⟨
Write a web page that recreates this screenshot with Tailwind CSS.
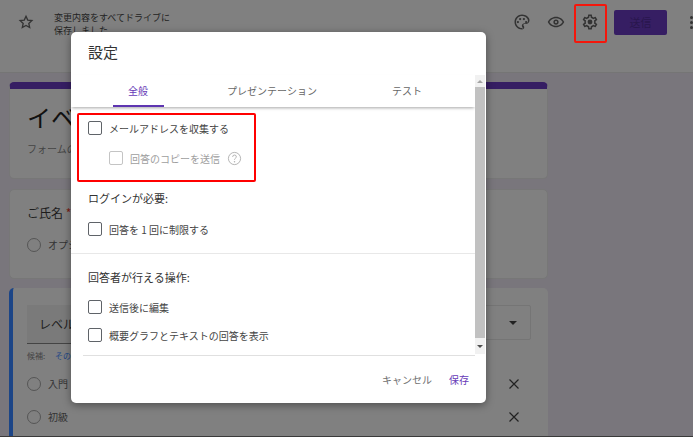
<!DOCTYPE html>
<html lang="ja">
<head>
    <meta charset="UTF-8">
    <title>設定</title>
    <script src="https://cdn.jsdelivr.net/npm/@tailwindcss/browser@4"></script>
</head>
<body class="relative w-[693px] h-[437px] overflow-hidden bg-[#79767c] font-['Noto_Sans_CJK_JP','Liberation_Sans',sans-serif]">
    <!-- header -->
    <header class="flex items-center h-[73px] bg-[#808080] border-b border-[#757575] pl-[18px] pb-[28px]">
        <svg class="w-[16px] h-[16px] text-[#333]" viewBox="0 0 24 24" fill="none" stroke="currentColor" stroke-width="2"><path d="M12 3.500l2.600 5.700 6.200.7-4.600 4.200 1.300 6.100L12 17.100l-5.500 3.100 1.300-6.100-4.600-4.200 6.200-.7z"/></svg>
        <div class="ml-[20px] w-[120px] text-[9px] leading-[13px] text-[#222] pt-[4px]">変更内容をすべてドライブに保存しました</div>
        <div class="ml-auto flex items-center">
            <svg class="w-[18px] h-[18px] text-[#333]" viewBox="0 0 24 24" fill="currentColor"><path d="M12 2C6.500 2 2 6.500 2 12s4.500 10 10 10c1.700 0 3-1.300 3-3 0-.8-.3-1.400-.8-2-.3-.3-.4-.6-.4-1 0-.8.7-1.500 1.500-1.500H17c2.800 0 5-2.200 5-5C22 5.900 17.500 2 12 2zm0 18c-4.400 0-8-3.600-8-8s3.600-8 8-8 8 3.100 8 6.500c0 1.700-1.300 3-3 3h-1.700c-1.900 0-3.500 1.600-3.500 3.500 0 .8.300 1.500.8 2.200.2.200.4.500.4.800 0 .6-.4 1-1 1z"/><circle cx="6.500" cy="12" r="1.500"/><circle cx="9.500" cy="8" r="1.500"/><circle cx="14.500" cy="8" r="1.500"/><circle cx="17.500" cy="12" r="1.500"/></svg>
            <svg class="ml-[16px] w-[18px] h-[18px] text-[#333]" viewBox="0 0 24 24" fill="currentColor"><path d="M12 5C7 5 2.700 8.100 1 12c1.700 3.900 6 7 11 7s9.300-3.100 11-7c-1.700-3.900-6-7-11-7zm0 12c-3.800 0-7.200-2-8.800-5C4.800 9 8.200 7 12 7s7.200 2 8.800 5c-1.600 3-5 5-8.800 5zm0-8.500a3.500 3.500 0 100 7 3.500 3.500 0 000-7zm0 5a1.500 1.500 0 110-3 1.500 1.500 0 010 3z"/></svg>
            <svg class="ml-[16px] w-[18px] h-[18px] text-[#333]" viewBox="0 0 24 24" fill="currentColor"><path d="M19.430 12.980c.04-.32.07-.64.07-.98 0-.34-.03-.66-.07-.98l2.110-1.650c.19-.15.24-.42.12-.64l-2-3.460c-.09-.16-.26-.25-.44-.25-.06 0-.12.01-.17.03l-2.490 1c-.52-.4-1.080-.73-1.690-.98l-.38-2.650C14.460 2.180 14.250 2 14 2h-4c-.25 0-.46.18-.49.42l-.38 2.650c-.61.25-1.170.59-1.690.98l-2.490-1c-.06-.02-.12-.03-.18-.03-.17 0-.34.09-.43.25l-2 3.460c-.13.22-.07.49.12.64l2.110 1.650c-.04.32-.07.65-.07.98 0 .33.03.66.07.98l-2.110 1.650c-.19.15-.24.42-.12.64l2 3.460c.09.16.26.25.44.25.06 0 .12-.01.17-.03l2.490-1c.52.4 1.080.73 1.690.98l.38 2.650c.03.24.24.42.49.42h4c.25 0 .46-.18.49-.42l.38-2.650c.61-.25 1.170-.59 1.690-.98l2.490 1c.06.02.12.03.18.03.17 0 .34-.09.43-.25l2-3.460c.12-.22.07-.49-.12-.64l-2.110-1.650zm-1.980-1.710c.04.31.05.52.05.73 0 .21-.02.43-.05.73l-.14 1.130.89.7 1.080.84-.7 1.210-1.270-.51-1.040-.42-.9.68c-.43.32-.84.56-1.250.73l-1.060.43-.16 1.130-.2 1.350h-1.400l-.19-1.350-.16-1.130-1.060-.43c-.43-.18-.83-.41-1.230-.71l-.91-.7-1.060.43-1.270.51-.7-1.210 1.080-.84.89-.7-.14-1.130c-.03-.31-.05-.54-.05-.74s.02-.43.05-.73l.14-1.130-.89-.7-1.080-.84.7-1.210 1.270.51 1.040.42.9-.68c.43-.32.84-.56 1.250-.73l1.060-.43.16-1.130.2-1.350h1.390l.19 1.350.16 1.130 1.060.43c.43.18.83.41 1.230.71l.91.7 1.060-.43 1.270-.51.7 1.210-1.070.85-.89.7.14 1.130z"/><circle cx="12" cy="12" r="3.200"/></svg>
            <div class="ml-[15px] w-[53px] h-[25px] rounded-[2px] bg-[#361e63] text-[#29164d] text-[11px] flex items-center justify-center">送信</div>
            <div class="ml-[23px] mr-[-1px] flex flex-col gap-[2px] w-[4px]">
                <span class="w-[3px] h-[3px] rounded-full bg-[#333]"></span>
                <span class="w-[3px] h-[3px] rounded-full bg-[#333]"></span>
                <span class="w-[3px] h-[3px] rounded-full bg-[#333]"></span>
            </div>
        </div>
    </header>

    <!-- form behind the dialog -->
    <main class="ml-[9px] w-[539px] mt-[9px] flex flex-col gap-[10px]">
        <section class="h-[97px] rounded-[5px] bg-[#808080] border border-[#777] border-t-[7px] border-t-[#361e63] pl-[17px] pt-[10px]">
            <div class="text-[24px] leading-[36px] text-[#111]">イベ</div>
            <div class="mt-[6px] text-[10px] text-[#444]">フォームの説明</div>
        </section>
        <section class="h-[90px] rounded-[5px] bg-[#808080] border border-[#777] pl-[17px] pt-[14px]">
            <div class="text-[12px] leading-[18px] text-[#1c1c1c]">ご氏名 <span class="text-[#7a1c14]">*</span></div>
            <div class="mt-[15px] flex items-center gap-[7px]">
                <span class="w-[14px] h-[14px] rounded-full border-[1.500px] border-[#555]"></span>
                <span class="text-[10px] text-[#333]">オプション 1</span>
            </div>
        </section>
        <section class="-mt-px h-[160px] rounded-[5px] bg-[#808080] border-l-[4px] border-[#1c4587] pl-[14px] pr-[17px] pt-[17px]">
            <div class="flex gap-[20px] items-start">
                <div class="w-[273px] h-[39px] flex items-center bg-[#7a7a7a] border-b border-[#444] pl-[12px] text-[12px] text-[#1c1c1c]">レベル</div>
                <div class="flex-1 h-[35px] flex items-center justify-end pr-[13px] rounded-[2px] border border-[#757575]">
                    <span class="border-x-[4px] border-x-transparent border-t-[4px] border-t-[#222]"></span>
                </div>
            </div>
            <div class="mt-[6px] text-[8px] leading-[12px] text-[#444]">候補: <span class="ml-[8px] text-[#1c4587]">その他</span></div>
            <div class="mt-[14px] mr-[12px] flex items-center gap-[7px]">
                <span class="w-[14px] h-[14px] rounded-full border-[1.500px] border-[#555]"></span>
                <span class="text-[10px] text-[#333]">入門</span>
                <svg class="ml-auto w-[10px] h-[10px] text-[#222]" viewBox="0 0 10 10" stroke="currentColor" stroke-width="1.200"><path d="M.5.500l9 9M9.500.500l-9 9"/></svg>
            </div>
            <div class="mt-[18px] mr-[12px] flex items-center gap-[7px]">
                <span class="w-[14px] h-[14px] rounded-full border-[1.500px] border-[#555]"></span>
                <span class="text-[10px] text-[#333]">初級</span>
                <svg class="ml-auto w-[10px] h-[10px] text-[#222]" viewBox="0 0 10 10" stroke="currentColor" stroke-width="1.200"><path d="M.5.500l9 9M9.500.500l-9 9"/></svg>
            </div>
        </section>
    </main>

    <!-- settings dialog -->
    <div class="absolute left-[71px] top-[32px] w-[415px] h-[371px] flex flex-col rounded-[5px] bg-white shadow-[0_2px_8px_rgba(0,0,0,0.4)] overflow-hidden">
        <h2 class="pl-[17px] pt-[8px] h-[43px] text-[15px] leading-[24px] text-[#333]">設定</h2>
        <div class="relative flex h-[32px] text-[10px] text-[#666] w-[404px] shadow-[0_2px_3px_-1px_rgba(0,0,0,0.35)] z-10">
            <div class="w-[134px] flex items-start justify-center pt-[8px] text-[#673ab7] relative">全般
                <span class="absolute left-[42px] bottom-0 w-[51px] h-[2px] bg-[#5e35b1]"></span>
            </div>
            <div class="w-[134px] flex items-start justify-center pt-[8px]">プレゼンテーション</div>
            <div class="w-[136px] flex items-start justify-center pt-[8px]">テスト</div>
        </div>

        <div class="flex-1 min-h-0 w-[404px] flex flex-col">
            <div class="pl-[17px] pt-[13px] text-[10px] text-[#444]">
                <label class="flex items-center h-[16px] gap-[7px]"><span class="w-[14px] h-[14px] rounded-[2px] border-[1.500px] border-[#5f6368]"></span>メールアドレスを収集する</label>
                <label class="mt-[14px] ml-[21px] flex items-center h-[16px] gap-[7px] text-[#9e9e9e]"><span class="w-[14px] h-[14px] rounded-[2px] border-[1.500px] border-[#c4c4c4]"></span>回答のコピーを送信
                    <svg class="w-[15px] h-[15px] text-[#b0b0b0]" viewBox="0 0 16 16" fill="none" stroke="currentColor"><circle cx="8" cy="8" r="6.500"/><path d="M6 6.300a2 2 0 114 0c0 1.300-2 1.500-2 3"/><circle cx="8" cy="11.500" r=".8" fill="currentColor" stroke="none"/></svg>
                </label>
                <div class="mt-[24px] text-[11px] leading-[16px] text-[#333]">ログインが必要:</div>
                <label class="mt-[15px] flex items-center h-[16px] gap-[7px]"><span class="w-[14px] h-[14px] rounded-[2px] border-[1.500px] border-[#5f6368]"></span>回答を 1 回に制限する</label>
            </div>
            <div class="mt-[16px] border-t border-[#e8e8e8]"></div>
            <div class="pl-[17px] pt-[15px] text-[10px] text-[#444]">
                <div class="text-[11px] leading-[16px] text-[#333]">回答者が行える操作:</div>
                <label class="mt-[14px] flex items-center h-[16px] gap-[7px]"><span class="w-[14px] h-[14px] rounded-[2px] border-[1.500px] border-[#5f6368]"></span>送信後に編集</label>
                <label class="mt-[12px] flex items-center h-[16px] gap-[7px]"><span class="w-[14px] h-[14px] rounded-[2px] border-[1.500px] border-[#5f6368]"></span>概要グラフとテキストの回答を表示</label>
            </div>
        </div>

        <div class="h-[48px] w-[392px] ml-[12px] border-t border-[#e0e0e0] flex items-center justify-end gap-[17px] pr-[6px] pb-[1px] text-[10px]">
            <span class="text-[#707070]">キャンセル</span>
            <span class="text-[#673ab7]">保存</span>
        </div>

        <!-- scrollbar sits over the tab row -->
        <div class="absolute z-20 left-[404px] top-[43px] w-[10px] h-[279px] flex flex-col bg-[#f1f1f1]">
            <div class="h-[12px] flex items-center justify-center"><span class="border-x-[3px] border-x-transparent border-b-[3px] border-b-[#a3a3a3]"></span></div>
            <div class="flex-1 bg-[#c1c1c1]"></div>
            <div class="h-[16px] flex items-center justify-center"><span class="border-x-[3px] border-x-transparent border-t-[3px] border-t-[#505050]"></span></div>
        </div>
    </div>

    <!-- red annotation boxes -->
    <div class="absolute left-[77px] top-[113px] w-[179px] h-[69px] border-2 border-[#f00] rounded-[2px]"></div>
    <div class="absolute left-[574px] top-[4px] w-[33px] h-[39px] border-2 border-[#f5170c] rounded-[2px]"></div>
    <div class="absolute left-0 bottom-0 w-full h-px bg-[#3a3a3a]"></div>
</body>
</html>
⟩
⟨
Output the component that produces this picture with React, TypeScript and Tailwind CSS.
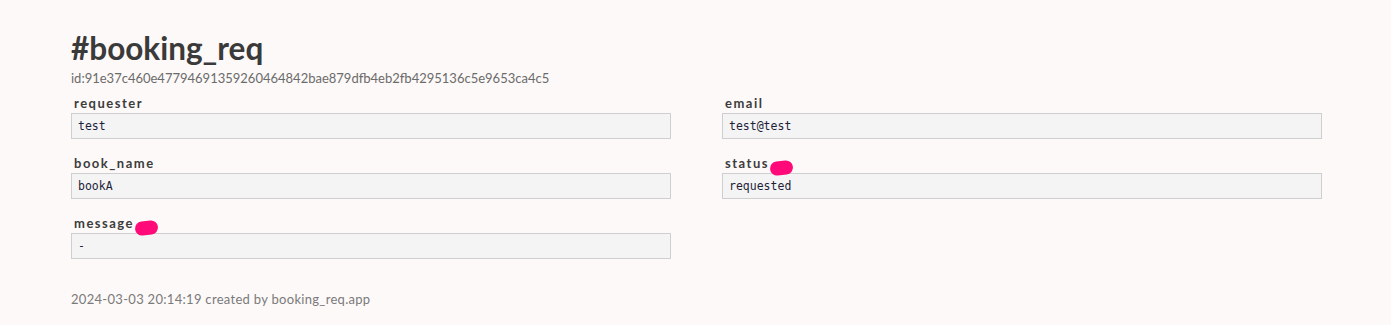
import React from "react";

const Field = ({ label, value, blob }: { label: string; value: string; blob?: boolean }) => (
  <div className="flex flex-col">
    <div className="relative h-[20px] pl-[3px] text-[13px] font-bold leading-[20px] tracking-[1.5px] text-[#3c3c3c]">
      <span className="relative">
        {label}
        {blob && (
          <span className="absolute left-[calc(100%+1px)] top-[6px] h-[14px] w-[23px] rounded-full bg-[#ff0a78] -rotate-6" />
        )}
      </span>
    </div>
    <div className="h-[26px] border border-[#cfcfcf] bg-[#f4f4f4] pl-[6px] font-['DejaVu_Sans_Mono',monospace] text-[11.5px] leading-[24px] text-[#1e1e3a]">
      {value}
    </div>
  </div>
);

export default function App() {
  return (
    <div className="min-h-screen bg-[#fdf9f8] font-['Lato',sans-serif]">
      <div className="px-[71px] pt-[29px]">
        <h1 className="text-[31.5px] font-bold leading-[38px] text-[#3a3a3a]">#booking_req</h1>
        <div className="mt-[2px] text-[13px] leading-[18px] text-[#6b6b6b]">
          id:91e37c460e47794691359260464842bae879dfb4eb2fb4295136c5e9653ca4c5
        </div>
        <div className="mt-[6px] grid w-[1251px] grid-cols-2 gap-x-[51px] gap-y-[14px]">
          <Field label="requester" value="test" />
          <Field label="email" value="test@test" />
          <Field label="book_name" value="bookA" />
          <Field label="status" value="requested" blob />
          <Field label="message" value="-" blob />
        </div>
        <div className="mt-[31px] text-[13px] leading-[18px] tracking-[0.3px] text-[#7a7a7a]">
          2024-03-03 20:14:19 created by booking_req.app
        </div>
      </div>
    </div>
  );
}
⟩
⟨
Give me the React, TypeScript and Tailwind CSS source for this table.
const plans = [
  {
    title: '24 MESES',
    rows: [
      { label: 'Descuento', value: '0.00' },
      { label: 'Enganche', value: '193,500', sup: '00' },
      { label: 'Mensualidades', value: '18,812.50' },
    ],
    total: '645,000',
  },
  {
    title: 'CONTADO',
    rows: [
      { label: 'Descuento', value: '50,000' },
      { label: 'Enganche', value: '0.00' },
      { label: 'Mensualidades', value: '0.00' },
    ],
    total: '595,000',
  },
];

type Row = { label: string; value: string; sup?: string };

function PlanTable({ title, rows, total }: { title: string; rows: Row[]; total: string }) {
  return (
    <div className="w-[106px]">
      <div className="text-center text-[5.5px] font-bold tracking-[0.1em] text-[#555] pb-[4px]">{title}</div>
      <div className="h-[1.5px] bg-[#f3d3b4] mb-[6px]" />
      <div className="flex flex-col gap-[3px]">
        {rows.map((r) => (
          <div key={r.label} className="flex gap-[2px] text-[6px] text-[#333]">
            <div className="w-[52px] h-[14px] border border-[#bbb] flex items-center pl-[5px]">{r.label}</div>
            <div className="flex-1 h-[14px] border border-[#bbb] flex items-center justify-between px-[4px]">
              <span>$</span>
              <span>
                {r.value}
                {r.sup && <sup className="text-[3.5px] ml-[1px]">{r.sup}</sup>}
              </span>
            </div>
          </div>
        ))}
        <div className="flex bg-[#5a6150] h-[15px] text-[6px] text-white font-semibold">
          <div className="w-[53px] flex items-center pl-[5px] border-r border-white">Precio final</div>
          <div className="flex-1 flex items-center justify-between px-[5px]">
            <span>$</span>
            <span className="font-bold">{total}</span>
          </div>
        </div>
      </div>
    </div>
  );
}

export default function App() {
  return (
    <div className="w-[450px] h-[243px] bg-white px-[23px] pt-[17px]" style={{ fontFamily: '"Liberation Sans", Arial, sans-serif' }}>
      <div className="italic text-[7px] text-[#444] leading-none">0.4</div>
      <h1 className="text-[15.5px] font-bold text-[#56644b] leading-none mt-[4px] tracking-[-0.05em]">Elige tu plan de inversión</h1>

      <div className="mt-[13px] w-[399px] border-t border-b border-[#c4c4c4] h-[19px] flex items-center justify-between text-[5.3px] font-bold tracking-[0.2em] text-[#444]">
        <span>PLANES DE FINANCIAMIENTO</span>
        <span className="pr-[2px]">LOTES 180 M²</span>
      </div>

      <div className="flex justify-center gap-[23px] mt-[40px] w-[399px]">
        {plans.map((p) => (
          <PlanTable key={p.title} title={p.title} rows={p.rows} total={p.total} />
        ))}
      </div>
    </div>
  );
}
⟩
#### Directions:
Copy each line of the listing in which the word "React" can be found.

#### Result of the exercise:
Output the component that produces this picture with React, TypeScript and Tailwind CSS.
import React from "react";
Give me the React, TypeScript and Tailwind CSS source for this table.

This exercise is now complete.